■ THE EXERCISE:
Do not include the pictures; repeat the rest of the data exactly.

■ GIVEN MATERIAL:
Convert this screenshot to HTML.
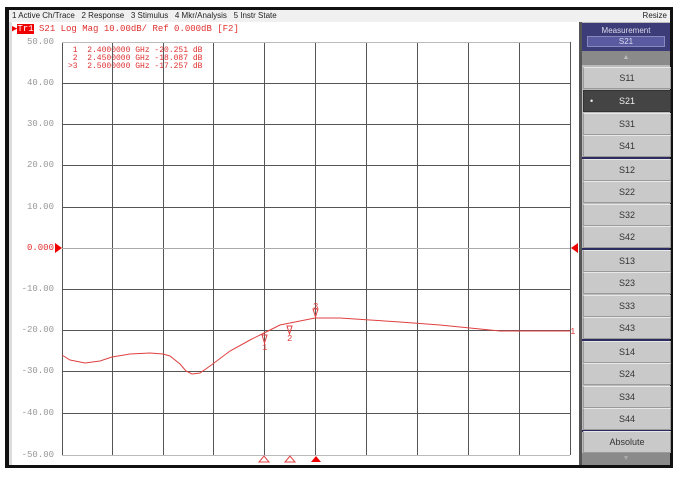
<!DOCTYPE html><html><head><style>
body{margin:0;width:678px;height:477px;background:#fff;position:relative;overflow:hidden;font-family:"Liberation Sans",sans-serif}
.a{position:absolute}
.btn{position:absolute;left:583px;width:86px;height:20px;background:#c9c9c9;border:1px solid #9a9a9a;border-top-color:#e8e8e8;font-size:9px;color:#333;text-align:center;line-height:20px}
.sep{position:absolute;left:582px;width:88px;height:2px;background:#2c2c5e}
.lab{position:absolute;left:14px;width:40px;text-align:right;font:9px "Liberation Mono",monospace;color:#999}
</style></head><body>
<div class="a" style="left:5px;top:7px;width:668px;height:461px;background:#111"></div>
<div class="a" style="left:9px;top:10px;width:661px;height:455px;background:#fff"></div>
<div class="a" style="left:9px;top:10px;width:661px;height:12px;background:#f0f0f0;font-size:8px;line-height:12px;color:#222"><span style="margin-left:3px">1 Active Ch/Trace&nbsp;&nbsp; 2 Response&nbsp;&nbsp; 3 Stimulus&nbsp;&nbsp; 4 Mkr/Analysis&nbsp;&nbsp; 5 Instr State</span><span style="position:absolute;right:3px">Resize</span></div>
<div class="a" style="left:9px;top:22px;width:3px;height:443px;background:#ddd"></div>
<div class="a" style="left:12px;top:24px;font:9px 'Liberation Mono',monospace;color:#e03030;white-space:pre"><span style="color:#e00">▶</span><span style="background:#e00;color:#fff">Tr1</span> S21 Log Mag 10.00dB/ Ref 0.000dB [F2]</div>
<div class="a" style="left:68px;top:47px;font:8px 'Liberation Mono',monospace;color:#e03030;white-space:pre;line-height:8px"> 1  2.4000000 GHz -20.251 dB
 2  2.4500000 GHz -18.087 dB
>3  2.5000000 GHz -17.257 dB</div>
<div class="lab" style="top:37px">50.00</div><div class="lab" style="top:78px">40.00</div><div class="lab" style="top:119px">30.00</div><div class="lab" style="top:160px">20.00</div><div class="lab" style="top:202px">10.00</div><div class="lab" style="top:243px;color:#e03030">0.000</div><div class="lab" style="top:284px">-10.00</div><div class="lab" style="top:325px">-20.00</div><div class="lab" style="top:366px">-30.00</div><div class="lab" style="top:408px">-40.00</div><div class="lab" style="top:450px">-50.00</div>
<svg class="a" style="left:0;top:0" width="678" height="477">
<g stroke="#555" stroke-width="1">
<path d="M62.5 42V455M112.5 42V455M163.5 42V455M213.5 42V455M264.5 42V455M315.5 42V455M366.5 42V455M417.5 42V455M468.5 42V455M519.5 42V455M570.5 42V455"/>
<path d="M62 83.5H570M62 124.5H570M62 165.5H570M62 207.5H570M62 289.5H570M62 330.5H570M62 371.5H570M62 413.5H570"/>
<path d="M62 248.5H570" stroke="#aaa"/>
</g>
<path d="M62 42.5H570M62 455.5H570" stroke="#bbb"/>
<polyline fill="none" stroke="#e04040" stroke-width="1" points="62,355 70,360 85,363 100,361 112,357 130,354 150,353 163,354 170,356 180,364 186,371 192,374 200,373 210,366 230,351 250,340 264,333 280,325 290,323 305,320 315,318 340,318 370,320 400,322 440,325 470,328 500,331 540,331 570,331"/>
<text x="570" y="334" font-size="9" fill="#e04040" font-family="Liberation Mono">1</text>
<g fill="none" stroke="#e04040" stroke-width="1"><path d="M262 335h5l-2.5 8z"/><path d="M287 326h5l-2.5 8z"/><path d="M313 309h5l-2.5 8z"/></g>
<g font-size="9" fill="#e04040" font-family="Liberation Mono"><text x="262" y="350">1</text><text x="287" y="341">2</text><text x="313" y="309">3</text></g>
<path d="M55 243v10l7-5z" fill="#e00"/><path d="M578 243v10l-7-5z" fill="#e00"/>
<g fill="none" stroke="#e04040"><path d="M259 462h10l-5-6z"/><path d="M285 462h10l-5-6z"/></g>
<path d="M311 462h10l-5-6z" fill="#e00"/>
</svg>
<div class="a" style="left:579px;top:22px;width:3px;height:443px;background:#555"></div>
<div class="a" style="left:582px;top:22px;width:88px;height:443px;background:#bbb"></div>
<div class="a" style="left:582px;top:23px;width:88px;height:28px;background:#3c3c78;color:#dde;font-size:8px;text-align:center"><div style="margin-top:3px">Measurement</div><div style="margin:1px 5px;background:#5a5aa0;border:1px solid #8888c0;line-height:9px">S21</div></div>
<div class="a" style="left:582px;top:51px;width:88px;height:14px;background:#8a8a8a;color:#bbb;font-size:7px;text-align:center;line-height:14px">▲</div>
<div class="btn" style="top:67px">S11</div>
<div class="btn" style="top:90px;background:#444;color:#eee;border-color:#333"><span style="position:absolute;left:6px">•</span>S21</div>
<div class="btn" style="top:113px">S31</div>
<div class="btn" style="top:135px">S41</div>
<div class="sep" style="top:157px"></div>
<div class="btn" style="top:159px">S12</div>
<div class="btn" style="top:181px">S22</div>
<div class="btn" style="top:204px">S32</div>
<div class="btn" style="top:226px">S42</div>
<div class="sep" style="top:248px"></div>
<div class="btn" style="top:250px">S13</div>
<div class="btn" style="top:272px">S23</div>
<div class="btn" style="top:295px">S33</div>
<div class="btn" style="top:317px">S43</div>
<div class="sep" style="top:339px"></div>
<div class="btn" style="top:341px">S14</div>
<div class="btn" style="top:363px">S24</div>
<div class="btn" style="top:386px">S34</div>
<div class="btn" style="top:408px">S44</div>
<div class="sep" style="top:430px"></div>
<div class="btn" style="top:431px">Absolute</div>
<div class="a" style="left:582px;top:453px;width:88px;height:12px;background:#8a8a8a;color:#aaa;font-size:7px;text-align:center;line-height:12px">▼</div>
</body></html>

■ EXPECTED OUTPUT:
Convert this screenshot to HTML.
<!DOCTYPE html><html><head><style>
body{margin:0;width:678px;height:477px;background:#fff;position:relative;overflow:hidden;font-family:"Liberation Sans",sans-serif}
.a{position:absolute}
.btn{position:absolute;left:583px;width:86px;height:20px;background:#c9c9c9;border:1px solid #9a9a9a;border-top-color:#e8e8e8;font-size:9px;color:#333;text-align:center;line-height:20px}
.sep{position:absolute;left:582px;width:88px;height:2px;background:#2c2c5e}
.lab{position:absolute;left:14px;width:40px;text-align:right;font:9px "Liberation Mono",monospace;color:#999}
</style></head><body>
<div class="a" style="left:5px;top:7px;width:668px;height:461px;background:#111"></div>
<div class="a" style="left:9px;top:10px;width:661px;height:455px;background:#fff"></div>
<div class="a" style="left:9px;top:10px;width:661px;height:12px;background:#f0f0f0;font-size:8px;line-height:12px;color:#222"><span style="margin-left:3px">1 Active Ch/Trace&nbsp;&nbsp; 2 Response&nbsp;&nbsp; 3 Stimulus&nbsp;&nbsp; 4 Mkr/Analysis&nbsp;&nbsp; 5 Instr State</span><span style="position:absolute;right:3px">Resize</span></div>
<div class="a" style="left:9px;top:22px;width:3px;height:443px;background:#ddd"></div>
<div class="a" style="left:12px;top:24px;font:9px 'Liberation Mono',monospace;color:#e03030;white-space:pre"><span style="color:#e00">▶</span><span style="background:#e00;color:#fff">Tr1</span> S21 Log Mag 10.00dB/ Ref 0.000dB [F2]</div>
<div class="a" style="left:68px;top:47px;font:8px 'Liberation Mono',monospace;color:#e03030;white-space:pre;line-height:8px"> 1  2.4000000 GHz -20.251 dB
 2  2.4500000 GHz -18.087 dB
>3  2.5000000 GHz -17.257 dB</div>
<div class="lab" style="top:37px">50.00</div><div class="lab" style="top:78px">40.00</div><div class="lab" style="top:119px">30.00</div><div class="lab" style="top:160px">20.00</div><div class="lab" style="top:202px">10.00</div><div class="lab" style="top:243px;color:#e03030">0.000</div><div class="lab" style="top:284px">-10.00</div><div class="lab" style="top:325px">-20.00</div><div class="lab" style="top:366px">-30.00</div><div class="lab" style="top:408px">-40.00</div><div class="lab" style="top:450px">-50.00</div>
<svg class="a" style="left:0;top:0" width="678" height="477">
<g stroke="#555" stroke-width="1">
<path d="M62.5 42V455M112.5 42V455M163.5 42V455M213.5 42V455M264.5 42V455M315.5 42V455M366.5 42V455M417.5 42V455M468.5 42V455M519.5 42V455M570.5 42V455"/>
<path d="M62 83.5H570M62 124.5H570M62 165.5H570M62 207.5H570M62 289.5H570M62 330.5H570M62 371.5H570M62 413.5H570"/>
<path d="M62 248.5H570" stroke="#aaa"/>
</g>
<path d="M62 42.5H570M62 455.5H570" stroke="#bbb"/>
<polyline fill="none" stroke="#e04040" stroke-width="1" points="62,355 70,360 85,363 100,361 112,357 130,354 150,353 163,354 170,356 180,364 186,371 192,374 200,373 210,366 230,351 250,340 264,333 280,325 290,323 305,320 315,318 340,318 370,320 400,322 440,325 470,328 500,331 540,331 570,331"/>
<text x="570" y="334" font-size="9" fill="#e04040" font-family="Liberation Mono">1</text>
<g fill="none" stroke="#e04040" stroke-width="1"><path d="M262 335h5l-2.5 8z"/><path d="M287 326h5l-2.5 8z"/><path d="M313 309h5l-2.5 8z"/></g>
<g font-size="9" fill="#e04040" font-family="Liberation Mono"><text x="262" y="350">1</text><text x="287" y="341">2</text><text x="313" y="309">3</text></g>
<path d="M55 243v10l7-5z" fill="#e00"/><path d="M578 243v10l-7-5z" fill="#e00"/>
<g fill="none" stroke="#e04040"><path d="M259 462h10l-5-6z"/><path d="M285 462h10l-5-6z"/></g>
<path d="M311 462h10l-5-6z" fill="#e00"/>
</svg>
<div class="a" style="left:579px;top:22px;width:3px;height:443px;background:#555"></div>
<div class="a" style="left:582px;top:22px;width:88px;height:443px;background:#bbb"></div>
<div class="a" style="left:582px;top:23px;width:88px;height:28px;background:#3c3c78;color:#dde;font-size:8px;text-align:center"><div style="margin-top:3px">Measurement</div><div style="margin:1px 5px;background:#5a5aa0;border:1px solid #8888c0;line-height:9px">S21</div></div>
<div class="a" style="left:582px;top:51px;width:88px;height:14px;background:#8a8a8a;color:#bbb;font-size:7px;text-align:center;line-height:14px">▲</div>
<div class="btn" style="top:67px">S11</div>
<div class="btn" style="top:90px;background:#444;color:#eee;border-color:#333"><span style="position:absolute;left:6px">•</span>S21</div>
<div class="btn" style="top:113px">S31</div>
<div class="btn" style="top:135px">S41</div>
<div class="sep" style="top:157px"></div>
<div class="btn" style="top:159px">S12</div>
<div class="btn" style="top:181px">S22</div>
<div class="btn" style="top:204px">S32</div>
<div class="btn" style="top:226px">S42</div>
<div class="sep" style="top:248px"></div>
<div class="btn" style="top:250px">S13</div>
<div class="btn" style="top:272px">S23</div>
<div class="btn" style="top:295px">S33</div>
<div class="btn" style="top:317px">S43</div>
<div class="sep" style="top:339px"></div>
<div class="btn" style="top:341px">S14</div>
<div class="btn" style="top:363px">S24</div>
<div class="btn" style="top:386px">S34</div>
<div class="btn" style="top:408px">S44</div>
<div class="sep" style="top:430px"></div>
<div class="btn" style="top:431px">Absolute</div>
<div class="a" style="left:582px;top:453px;width:88px;height:12px;background:#8a8a8a;color:#aaa;font-size:7px;text-align:center;line-height:12px">▼</div>
</body></html>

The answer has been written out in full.